= Richard Long (broadcaster) =

New Zealand broadcaster

Richard Long (born c. 1945) is a former New Zealand broadcaster, initially with the New Zealand Broadcasting Corporation (NZBC), subsequently with Television New Zealand (TVNZ). He co-hosted the 6 pm Network News bulletins on TV One from 1988 until 19 December 2003, with co-anchor Judy Bailey. He was dropped from weekday news for six weeks in 1999, presenting weekend bulletins alongside Liz Gunn while Judy Bailey and John Hawkesby fronted the weekday bulletins, before TVNZ responded to public pressure and returned him the weekday spot alongside Bailey on 1 March 1999.

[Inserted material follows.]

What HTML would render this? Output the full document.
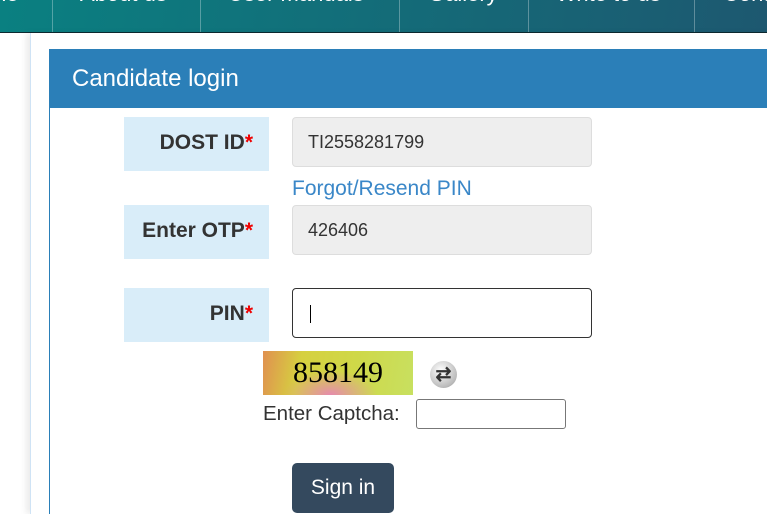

During his career at TVNZ he covered the Aramoana massacre in 1990, reporting live from the township, and with Bailey presented the memorial service for yachtsman Peter Blake in 2001. Long and Bailey were presenters of the year at the 2001 Qantas broadcasting awards.

TVNZ announced it would not renew Long's contract on 22 October 2003, with head of news and current affairs Bill Ralston enacting cost-cutting measures and stating a desire to have a single newsreader format. He had an emotional departure on his last day, including an on-air send-off and an honour guard of TVNZ staff.

In 2007, Long provided voice-overs in Hanover Finance advertisements; the Commerce Commission investigated the commercials in 2008 for misleading statements. Long later expressed regret about voicing the advertisements, saying that he personally lost $50,000 investing in Hanover.